On Thu, Apr 18, 2013 at 2:46 PM, Mathias Gaunard < mathias.gaunard@ens-lyon.org> wrote:
Hi,
This week I presented a proposal to the C++ standards committee to provide a standard library component for SIMD computation based on the library in development Boost.SIMD (not yet a Boost library).
I was hoping to get feedback on the interface and establish an API that would satisfy hardware and compiler vendors.
Unfortunately the concurrency/parallelism group has decided that they do not want C++ to provide types representing SIMD registers. I'm afraid I don't quite understand the rationale for such a refusal; proposing more high-level constructs similar to valarray (or to our own library NT2) was suggested, but that's obviously a more complex and limited API, not a basic building block to program portably a specific processor unit.

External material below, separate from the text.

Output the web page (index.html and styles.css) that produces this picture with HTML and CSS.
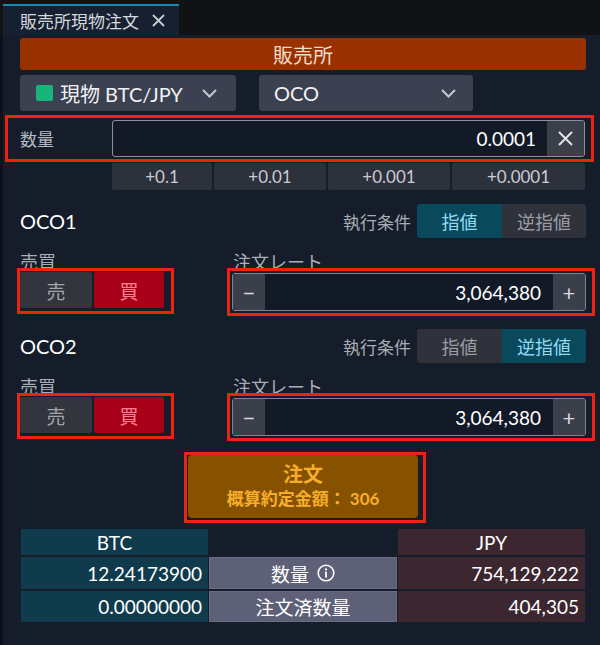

This is a shame. Is the rationale or the official response from the working group available somewhere? Development of Boost.SIMD will still proceed, aiming for integration in
Boost, but standardization appears to be definitely out of the question. Any feedback of the API presented in the proposal is welcome. http://open-std.org/JTC1/SC22/WG21/docs/papers/2013/n3571.pdf
I have a few questions: 1. When a particular algorithm or pack configuration is not supported by the hardware, is the implementation required to emulate it with scalar or partially vectorized operations? And what is the behavior of Boost.SIMD in this regard? 2. It looks like the proposal does not define any means to discover the availability of certain operations and pack configurations in hardware. How would algorithm versioning work with this proposal? I'm not assuming each algorithm and operation would dispatch its implementation based on the hardware check as this would be too slow. 3. It supports division and modulus for integers? Is it supported by any hardware? This is out of curiosity, I'm not familiar with implementations other than SSE/AVX. 4. How would advanced operations be implemented, such as FMA and integer madd? Is it through additional library provided functions? IMHO, the availability of these operations is often crucial for performance of the user's algorithm, if it is more complicated than just accumulating integers. 5. Do you have any plans or time frames on Boost.SIMD inclusion? What is the state of the library? I also want to encourage you on continuing this work. This is a very interesting area and there is certainly demand for a higher level abstraction of SIMD operations. Keep up the good work and perhaps one day we'll see SIMD in the Standard after all.